Le docteur Rohmer, médecin déporté dans le même camp raconte dans un témoignage écrit en février 1945 la fin de la résistante : « J’ai bien connu Mademoiselle Besson… Elle fut la première Française que nous avons perdue à Beendorf, venue de Ravensbruck chez nous en juillet 1944. Je l’ai vue quotidiennement à l’infirmerie en août et septembre. Nous parlions souvent, dans la limite où la surveillance nous le permettait. Elle m’avait parlé de son activité à Chambéry, de sa maman… Tant que je venais à l’infirmerie, Paulette Besson était gaie et très courageuse. Début octobre… son état s’était aggravé. Elle est morte vers le 10 octobre… Je me souviens très bien qu’à la grande fureur du commandant, ses camarades Françaises ont trouvé moyen de placer quelques fleurs sur ce qui servait de cercueil ».

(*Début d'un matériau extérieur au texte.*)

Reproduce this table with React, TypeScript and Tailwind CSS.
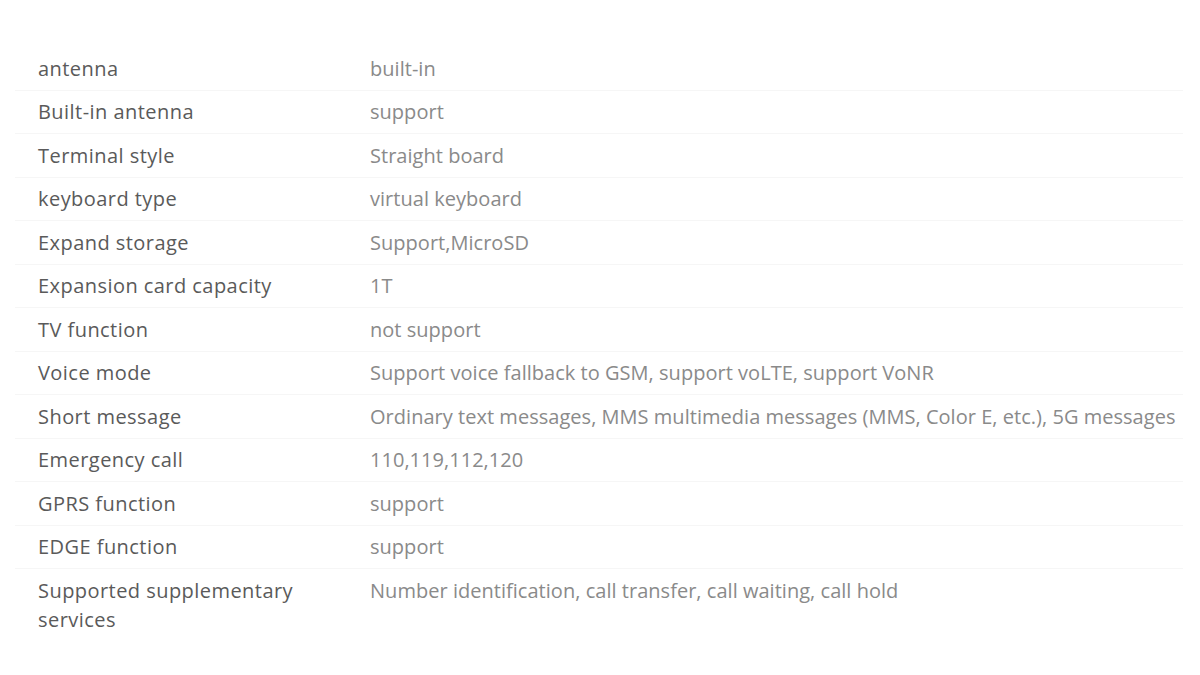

Grésy-sur-Aix, stèle à la mémoire de Paulette Besson
Grésy-sur-Aix, stèle à la mémoire de Paulette Besson

Aujourd’hui, sa mémoire est rappelée dans sa commune de naissance. À Grésy-sur-Aix, une place porte son nom, on y trouve une belle stèle et à proximité un panneau avec sa photographie accompagnée d’un texte sur son parcours de résistante. Chambéry a donné son nom à une de ses rues et à la préfecture, dans le nouveau bâtiment du service d’identité une plaque rappelle sa mémoire. « Paulette Besson vit dans le souvenir de tous les chambériens » écrivait dans le « travailleur alpin » le journaliste Marc Foray. Près de quatre-vingts ans plus tard, nom de rue et stèle ont pris le relais plaçant sous les yeux des passants les lointaines lueurs d’un temps où résister se payait souvent du prix ultime.